The epidural steroids in the prevention of epidural fibrosis: MRI and clinical findings.

BACKGROUND: Epidural fibrosis (EF) represents a frequent and poorly manageable complication of lumbar disk surgery.

OBJECTIVES: To investigate the influence of perioperative Epidural Steroid (ES) application on the development of EF.

METHODS: One hundred and seventy eight patients underwent L4/5 or L5/S1 discectomy. The study group receiving ES comprised of eighty five patients, and a further control group comprising eighty two patients received a placebo. At a 12 month follow-up, all subjects underwent contrast magnet resonance imaging of the lumbosacral spine. One hundred and sixty seven patients filled in a predetermined questionnaire containing the Visual Analogue Scale (VAS; pain scale) during the first postoperative days and 12 months after. Intergroup differences were analysed and a correlation between the extent of EF and VAS was examined.
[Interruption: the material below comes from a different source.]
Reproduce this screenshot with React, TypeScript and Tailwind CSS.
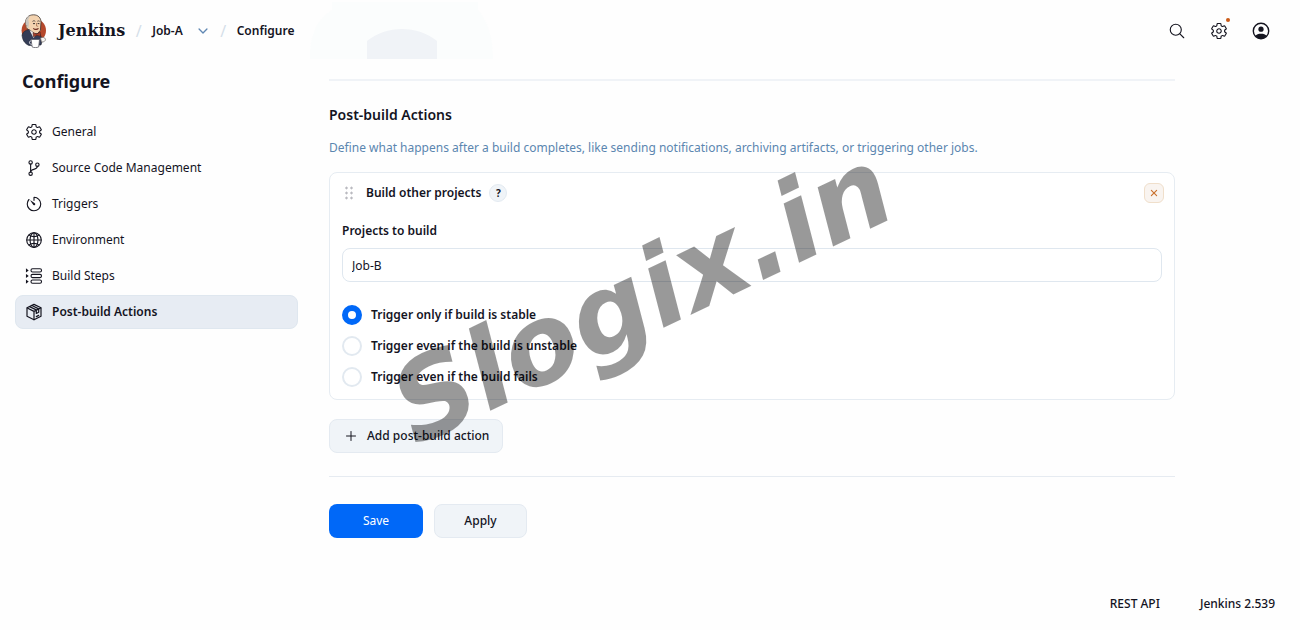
import type { ReactNode } from 'react';
import {
  IoAdd,
  IoChevronDown,
  IoClose,
  IoGitBranchOutline,
  IoGlobeOutline,
  IoSearchOutline,
  IoSettingsOutline,
  IoTimerOutline,
} from 'react-icons/io5';

function JenkinsLogo() {
  return (
    <svg viewBox="0 0 26 34" className="h-[34px] w-[26px] shrink-0" aria-hidden="true">
      <ellipse cx="12.800" cy="16.500" rx="12.200" ry="12" fill="#b5482b" />
      <path d="M4.500 9C4.500 4 7.500.8 12.500.8c4.600 0 7.500 3 7.500 7.500l-.6 8-3.400 4-6-1L6 14z" fill="#f3d3b0" stroke="#3c3330" strokeWidth=".8" />
      <path d="M4.600 9.500C4.500 5 6.500 2.200 9.500 1.400c-1.500 1.600-1.500 3-2.300 4.200L8 9l-.6 5.500C5.600 14 4.600 12 4.600 9.500z" fill="#c9c5be" />
      <path d="M6 11.500c-1.200 0-1.400 2.800.6 3.300" fill="#f3d3b0" stroke="#6e4f3d" strokeWidth=".7" />
      <path d="M11.500 7.400c.8-.8 2-.8 2.800 0M16.300 7.400c.7-.7 1.700-.7 2.400 0" fill="none" stroke="#3c3330" strokeWidth=".8" />
      <path d="M12 9.600h2M16.600 9.600h1.800" stroke="#3c3330" strokeWidth="1" />
      <path d="M15.500 9v3l1.700.3" fill="none" stroke="#a9704c" strokeWidth=".8" />
      <path d="M12.300 14.400c1.500 1.500 4 1.300 5.200 0" fill="none" stroke="#6d2d20" strokeWidth="1.200" />
      <path d="M1 21c1-3.200 3.500-4.800 7-5.500l5.500 4 5.500.5 2.500 6-1.500 5-12 .5C3.500 29.500 1.500 26 1 21z" fill="#343c56" stroke="#20242f" strokeWidth=".6" />
      <path d="M8.500 16l4 8 3-3.500z" fill="#f4f2ef" />
      <path d="M12 18.500l3.500 1.500 3.800-1.800.2 4-3.500-.8-3.500 1.400z" fill="#a53f2a" stroke="#4b211c" strokeWidth=".6" />
      <path d="M19.500 24c2-1.200 4.600-.6 5 1.200.2 1.600-1.500 3-4 2.800z" fill="#f7f5f3" stroke="#76706c" strokeWidth=".7" />
      <path d="M10 25.500h8.500l-.8 7.500c-2 .8-4.800.8-6.500 0z" fill="#fff" stroke="#5d5d66" strokeWidth=".8" />
      <path d="M10 27c-2.200-.3-2.200 3.600.8 3.300" fill="none" stroke="#d8d8dc" strokeWidth="1" />
    </svg>
  );
}

function StepsIcon() {
  return (
    <svg viewBox="0 0 18 18" className="size-[18px]" fill="none" stroke="currentColor" strokeWidth="1.100" aria-hidden="true">
      <rect x="6" y="1.800" width="10.500" height="3.200" rx="1.500" />
      <rect x="6" y="7.400" width="10.500" height="3.200" rx="1.500" />
      <rect x="6" y="13" width="10.500" height="3.200" rx="1.500" />
      <path d="M1.500 2.400l1.300 1-1.300 1zM1.500 8l1.300 1-1.300 1zM1.500 13.600l1.300 1-1.300 1z" />
    </svg>
  );
}

function PackageIcon() {
  return (
    <svg viewBox="0 0 18 18" className="size-[18px]" fill="none" stroke="currentColor" strokeWidth="1.200" strokeLinejoin="round" strokeLinecap="round" aria-hidden="true">
      <path d="M9 1.400l7 3.400v8.400L9 16.800 2 13.200V4.800z" />
      <path d="M2.300 5L9 8.400 15.700 5M9 8.400v8.200M4.600 3.600l6.700 3.300v3.600l2.400-1.200V5.900L6.900 2.500" />
      <path d="M11.300 13.600l2.400-1.200" />
    </svg>
  );
}

function UserIcon() {
  return (
    <svg viewBox="0 0 18 18" className="size-[18px]" aria-hidden="true">
      <circle cx="9" cy="9" r="7.700" fill="none" stroke="currentColor" strokeWidth="1.400" />
      <circle cx="9" cy="7.200" r="2.600" fill="currentColor" />
      <path d="M3.300 14c1-1.700 3.300-2.300 5.700-2.300s4.700.6 5.700 2.300A7.700 7.700 0 0 1 9 16.700 7.700 7.700 0 0 1 3.300 14z" fill="currentColor" />
    </svg>
  );
}

function DragHandle() {
  return (
    <svg viewBox="0 0 10 14" className="h-[14px] w-[10px]" fill="none" stroke="#a3a3ab" aria-hidden="true">
      {[2, 7, 12].map((y) => (
        <g key={y}>
          <circle cx="2.500" cy={y} r=".8" />
          <circle cx="7.500" cy={y} r=".8" />
        </g>
      ))}
    </svg>
  );
}

const navItems: { label: string; icon: ReactNode; active?: boolean }[] = [
  { label: 'General', icon: <IoSettingsOutline className="size-[18px]" /> },
  { label: 'Source Code Management', icon: <IoGitBranchOutline className="size-[18px]" /> },
  { label: 'Triggers', icon: <IoTimerOutline className="size-[18px]" /> },
  { label: 'Environment', icon: <IoGlobeOutline className="size-[18px]" /> },
  { label: 'Build Steps', icon: <StepsIcon /> },
  { label: 'Post-build Actions', icon: <PackageIcon />, active: true },
];

const triggerOptions = [
  { value: 'stable', label: 'Trigger only if build is stable' },
  { value: 'unstable', label: 'Trigger even if the build is unstable' },
  { value: 'fails', label: 'Trigger even if the build fails' },
];

function Header() {
  return (
    <header className="relative flex h-[62px] items-center justify-between pr-[30px] pl-[21px]">
      <svg viewBox="0 0 184 60" className="absolute top-0 left-[310px] h-[60px] w-[184px]" aria-hidden="true">
        <path d="M22 2h146v8c9 10 15 26 15 49H0c0-23 6-39 22-49z" fill="#fbfdfd" />
        <path d="M57 59V41c10-8 22-12 35-12s25 4 35 12v18z" fill="#f0f3f7" />
      </svg>
      <nav className="flex items-center text-xs font-semibold" aria-label="Breadcrumb">
        <a href="#home" className="flex items-center gap-[11px]">
          <JenkinsLogo />
          <span className="font-['DejaVu_Serif',serif] text-base font-bold">Jenkins</span>
        </a>
        <span className="w-[27px] text-center text-base font-normal text-[#d5dfe9]">/</span>
        <a href="#job">Job-A</a>
        <button type="button" aria-label="Job menu" className="ml-[13px] text-[#5f87b3]">
          <IoChevronDown className="size-[14px]" />
        </button>
        <span className="w-[27px] text-center text-base font-normal text-[#d5dfe9]">/</span>
        <a href="#configure">Configure</a>
      </nav>
      <div className="flex items-center gap-6">
        <button type="button" aria-label="Search">
          <IoSearchOutline className="size-[18px]" />
        </button>
        <button type="button" aria-label="Manage Jenkins" className="relative">
          <IoSettingsOutline className="size-[18px]" />
          <span className="absolute -top-1 -right-[2px] size-1 rounded-full bg-[#cb5a17]" />
        </button>
        <button type="button" aria-label="User">
          <UserIcon />
        </button>
      </div>
    </header>
  );
}

function Sidebar() {
  return (
    <aside className="w-[283px] shrink-0">
      <h1 className="mt-[5px] ml-[7px] text-lg leading-7 font-bold">Configure</h1>
      <nav className="mt-5 flex flex-col gap-[2px]">
        {navItems.map((item) => (
          <a
            key={item.label}
            href="#section"
            className={`flex h-[34px] items-center gap-[9px] rounded-lg border px-[9px] ${
              item.active ? 'border-[#dfe7ef] bg-[#e7ecf3] font-semibold' : 'border-transparent'
            }`}
          >
            {item.icon}
            {item.label}
          </a>
        ))}
      </nav>
    </aside>
  );
}

function PostBuildCard() {
  return (
    <section className="mt-[14px] rounded-lg border border-[#e6ecf2] bg-white px-3 pt-[10px] pb-3">
      <div className="flex items-center">
        <span className="ml-[2px]">
          <DragHandle />
        </span>
        <h3 className="ml-3 font-semibold">Build other projects</h3>
        <button
          type="button"
          aria-label="Help"
          className="ml-2 size-[18px] rounded-full border border-[#e3eaf1] bg-[#f0f4f8] text-[10px] leading-4 font-bold"
        >
          ?
        </button>
        <button
          type="button"
          aria-label="Remove"
          className="-mr-[2px] ml-auto flex size-5 items-center justify-center rounded-md border border-[#f0dfcb] bg-[#f9f4f0] text-[#c9702c]"
        >
          <IoClose className="size-3" />
        </button>
      </div>
      <label htmlFor="projects" className="mt-[18px] block font-semibold">
        Projects to build
      </label>
      <input
        id="projects"
        type="text"
        defaultValue="Job-B"
        className="mt-[7px] h-[34px] w-full rounded-lg border border-[#dfe7ef] bg-white px-[9px] outline-none"
      />
      <div className="mt-[23px] flex flex-col gap-[11px]">
        {triggerOptions.map((option) => (
          <label key={option.value} className="flex items-center gap-[9px] font-semibold">
            <input
              type="radio"
              name="threshold"
              value={option.value}
              defaultChecked={option.value === 'stable'}
              className="size-5 appearance-none rounded-full border-2 border-[#e2e9f0] bg-white checked:border-[6px] checked:border-[#0068f8]"
            />
            {option.label}
          </label>
        ))}
      </div>
    </section>
  );
}

export default function App() {
  return (
    <div className="relative flex min-h-screen flex-col overflow-hidden bg-[#fefefe] font-['Noto_Sans',sans-serif] text-xs leading-5 text-[#14141f]">
      <Header />
      <div className="flex flex-1 gap-[31px] pr-[125px] pl-[15px]">
        <Sidebar />
        <main className="min-w-0 flex-1">
          <hr className="mt-[17px] border-t-2 border-[#f0f3f7]" />
          <h2 className="mt-[22px] text-sm leading-6 font-semibold">Post-build Actions</h2>
          <p className="mt-[11px] text-[#5b86b0]">
            Define what happens after a build completes, like sending notifications, archiving artifacts, or triggering
            other jobs.
          </p>
          <PostBuildCard />
          <button
            type="button"
            className="mt-[19px] flex h-[34px] items-center gap-2 rounded-lg border border-[#e4eaf1] bg-[#f0f4f8] px-[13px] font-medium"
          >
            <IoAdd className="size-4" />
            Add post-build action
          </button>
          <hr className="mt-[23px] border-[#e6ebf1]" />
          <div className="mt-[27px] flex gap-[11px]">
            <button type="submit" className="h-[34px] w-[94px] rounded-lg bg-[#0068f8] text-white">
              Save
            </button>
            <button
              type="button"
              className="h-[34px] w-[93px] rounded-lg border border-[#e4eaf1] bg-[#f0f4f8] font-medium"
            >
              Apply
            </button>
          </div>
        </main>
      </div>
      <footer className="flex justify-end gap-10 pr-[25px] pb-4 font-medium">
        <a href="#api">REST API</a>
        <a href="#version">Jenkins 2.539</a>
      </footer>
      <div
        className="pointer-events-none absolute top-[232px] left-[373px] -rotate-[25.6deg] font-['DejaVu_Sans',sans-serif] text-[110px] leading-[128px] font-bold text-black/40 italic"
        aria-hidden="true"
      >
        Slogix.in
      </div>
    </div>
  );
}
RESULTS: The groups did not differ regarding the extent of EF. There was a statistically significant correlation between the degree of fibrosis and VAS (P<0.05). However, there was no significant difference in subjective pain assessment between both groups 12 months postoperatively. The application of ES did not influence their return to work. Patients receiving ES experienced less pain on the first and third days after surgery. The average hospital stay after surgery was shorter in the steroid treated group (4.5 days) compared to 5.2 days in the control group (p<0.05).

CONCLUSIONS: The application of ES did not prove to be useful in the prevention of Failed Back Surgery Syndrome and epidural scar formation. Postoperative pain was decreased in the steroid treated group during the first postoperative week, but not 12 months postoperatively.